Josef Fränkel (26 May 1920 – 31 January 1994) was a Jewish engineer who, during the course of World War II, survived the Gross-Rosen concentration camp and went on to be a key figure in reestablishing the Jewish community in Darmstadt.

== Biography ==
Fränkel was born on 26 May 1920 in Alwernia, Poland.

Fränkel would meet his future wife Johanna at Gross-Rosen concentration camp. He would see the inside of five separate camps before the end of World War II.

=== Entering Darmstadt ===
After the war Fränkel and his wife would attempt to immigrate to the United States, but would be denied admittance due to a lung condition he had developed. Instead the two of them would travel to Darmstadt, West Germany to study. During his studies he would join the local Jewish Student Union while working on an engineering degree.

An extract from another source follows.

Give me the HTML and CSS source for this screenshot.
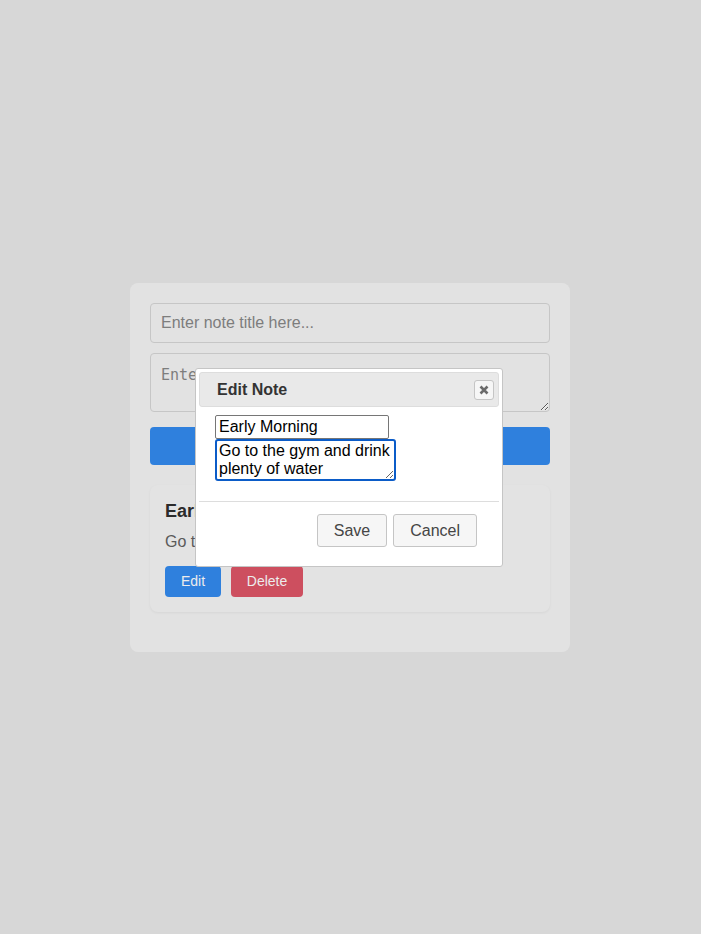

Following the war Fränkel would found the Jewish community of Darmstadt, which he would chair until his death. While serving in this role, he would receive the key to the new synagogue, which replaced the three that were destroyed by the Nazis, from the city's mayor in 1988. He was a vocal advocate for modernizing the community, notably relating the difficulty of negotiating a balance between adopting modern practices while working to provide an alternative the orthodox structures people were more familiar with.

Fränkel died on 31 January 1994 in Darmstadt, survived by his wife and two daughters.